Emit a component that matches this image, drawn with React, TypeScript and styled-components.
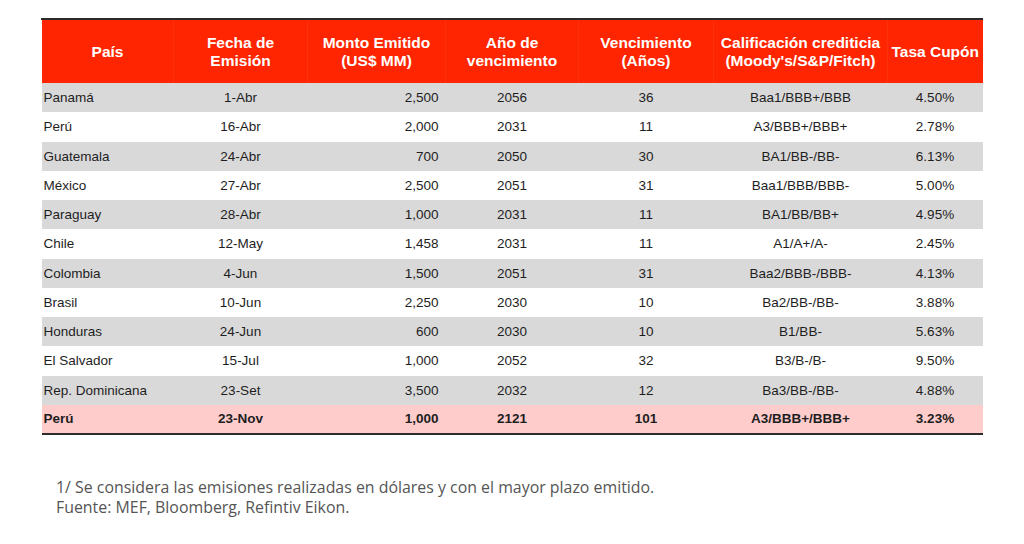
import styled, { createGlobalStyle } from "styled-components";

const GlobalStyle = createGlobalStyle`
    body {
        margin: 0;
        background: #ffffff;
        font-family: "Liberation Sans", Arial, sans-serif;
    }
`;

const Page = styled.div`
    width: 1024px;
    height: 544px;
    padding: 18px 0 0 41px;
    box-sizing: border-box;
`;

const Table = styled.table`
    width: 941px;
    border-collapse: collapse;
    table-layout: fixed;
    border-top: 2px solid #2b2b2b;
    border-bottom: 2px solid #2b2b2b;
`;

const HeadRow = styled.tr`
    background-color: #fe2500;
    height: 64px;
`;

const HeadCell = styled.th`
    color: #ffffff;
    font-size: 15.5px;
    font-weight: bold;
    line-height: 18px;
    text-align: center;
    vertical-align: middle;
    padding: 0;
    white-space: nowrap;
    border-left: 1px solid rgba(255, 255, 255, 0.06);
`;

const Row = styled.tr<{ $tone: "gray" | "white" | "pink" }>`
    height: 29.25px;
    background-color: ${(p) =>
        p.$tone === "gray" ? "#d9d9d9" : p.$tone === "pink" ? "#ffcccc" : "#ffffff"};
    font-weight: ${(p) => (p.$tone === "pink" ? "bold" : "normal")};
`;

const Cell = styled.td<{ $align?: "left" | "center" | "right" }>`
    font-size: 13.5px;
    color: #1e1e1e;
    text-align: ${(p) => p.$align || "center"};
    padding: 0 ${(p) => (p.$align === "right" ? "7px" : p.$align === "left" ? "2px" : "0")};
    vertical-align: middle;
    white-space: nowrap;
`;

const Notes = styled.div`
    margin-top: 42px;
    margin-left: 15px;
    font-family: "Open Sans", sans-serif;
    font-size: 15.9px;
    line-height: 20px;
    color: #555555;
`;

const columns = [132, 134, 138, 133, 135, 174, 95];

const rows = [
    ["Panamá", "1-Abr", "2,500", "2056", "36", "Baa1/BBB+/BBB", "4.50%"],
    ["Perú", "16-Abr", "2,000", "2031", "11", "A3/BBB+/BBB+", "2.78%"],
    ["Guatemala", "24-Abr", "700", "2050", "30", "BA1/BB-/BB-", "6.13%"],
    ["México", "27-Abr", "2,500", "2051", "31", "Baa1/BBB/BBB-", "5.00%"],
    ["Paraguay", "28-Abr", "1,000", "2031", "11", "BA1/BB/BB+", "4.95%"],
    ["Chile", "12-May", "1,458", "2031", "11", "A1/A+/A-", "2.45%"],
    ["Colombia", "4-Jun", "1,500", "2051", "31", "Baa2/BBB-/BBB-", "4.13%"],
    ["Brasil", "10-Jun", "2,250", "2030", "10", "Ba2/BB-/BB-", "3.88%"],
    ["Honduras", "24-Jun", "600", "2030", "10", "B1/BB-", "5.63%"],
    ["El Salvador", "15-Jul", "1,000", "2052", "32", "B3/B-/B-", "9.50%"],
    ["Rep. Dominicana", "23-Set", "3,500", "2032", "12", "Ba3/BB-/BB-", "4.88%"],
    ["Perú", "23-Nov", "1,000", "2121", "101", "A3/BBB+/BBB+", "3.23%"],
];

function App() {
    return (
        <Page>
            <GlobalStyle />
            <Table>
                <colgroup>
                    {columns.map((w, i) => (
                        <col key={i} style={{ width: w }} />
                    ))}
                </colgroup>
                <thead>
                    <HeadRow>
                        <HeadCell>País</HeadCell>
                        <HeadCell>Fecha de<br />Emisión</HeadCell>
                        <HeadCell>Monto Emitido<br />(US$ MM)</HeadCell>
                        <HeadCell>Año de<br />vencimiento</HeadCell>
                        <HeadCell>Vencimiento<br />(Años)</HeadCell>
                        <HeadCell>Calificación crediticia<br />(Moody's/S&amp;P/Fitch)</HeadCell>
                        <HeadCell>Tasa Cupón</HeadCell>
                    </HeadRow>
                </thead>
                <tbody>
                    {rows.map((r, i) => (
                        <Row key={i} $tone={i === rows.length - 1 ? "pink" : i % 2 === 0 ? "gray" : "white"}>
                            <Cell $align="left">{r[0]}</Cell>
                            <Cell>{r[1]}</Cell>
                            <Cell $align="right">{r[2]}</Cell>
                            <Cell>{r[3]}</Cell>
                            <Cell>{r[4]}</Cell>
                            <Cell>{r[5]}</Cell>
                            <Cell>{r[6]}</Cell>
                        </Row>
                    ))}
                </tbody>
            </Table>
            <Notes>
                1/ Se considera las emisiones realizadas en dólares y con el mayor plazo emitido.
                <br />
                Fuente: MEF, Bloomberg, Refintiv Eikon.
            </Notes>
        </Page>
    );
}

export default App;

==============================

* [PROBLEM DETAILS]:
Write out, word for word, the lines from the start of the data through the one holding "const columns = [132, 134, 138, 133, 135, 174, 95];". Omit pictures.

* [FULL RESPONSE]:
Emit a component that matches this image, drawn with React, TypeScript and styled-components.
import styled, { createGlobalStyle } from "styled-components";

const GlobalStyle = createGlobalStyle`
    body {
        margin: 0;
        background: #ffffff;
        font-family: "Liberation Sans", Arial, sans-serif;
    }
`;

const Page = styled.div`
    width: 1024px;
    height: 544px;
    padding: 18px 0 0 41px;
    box-sizing: border-box;
`;

const Table = styled.table`
    width: 941px;
    border-collapse: collapse;
    table-layout: fixed;
    border-top: 2px solid #2b2b2b;
    border-bottom: 2px solid #2b2b2b;
`;

const HeadRow = styled.tr`
    background-color: #fe2500;
    height: 64px;
`;

const HeadCell = styled.th`
    color: #ffffff;
    font-size: 15.5px;
    font-weight: bold;
    line-height: 18px;
    text-align: center;
    vertical-align: middle;
    padding: 0;
    white-space: nowrap;
    border-left: 1px solid rgba(255, 255, 255, 0.06);
`;

const Row = styled.tr<{ $tone: "gray" | "white" | "pink" }>`
    height: 29.25px;
    background-color: ${(p) =>
        p.$tone === "gray" ? "#d9d9d9" : p.$tone === "pink" ? "#ffcccc" : "#ffffff"};
    font-weight: ${(p) => (p.$tone === "pink" ? "bold" : "normal")};
`;

const Cell = styled.td<{ $align?: "left" | "center" | "right" }>`
    font-size: 13.5px;
    color: #1e1e1e;
    text-align: ${(p) => p.$align || "center"};
    padding: 0 ${(p) => (p.$align === "right" ? "7px" : p.$align === "left" ? "2px" : "0")};
    vertical-align: middle;
    white-space: nowrap;
`;

const Notes = styled.div`
    margin-top: 42px;
    margin-left: 15px;
    font-family: "Open Sans", sans-serif;
    font-size: 15.9px;
    line-height: 20px;
    color: #555555;
`;

const columns = [132, 134, 138, 133, 135, 174, 95];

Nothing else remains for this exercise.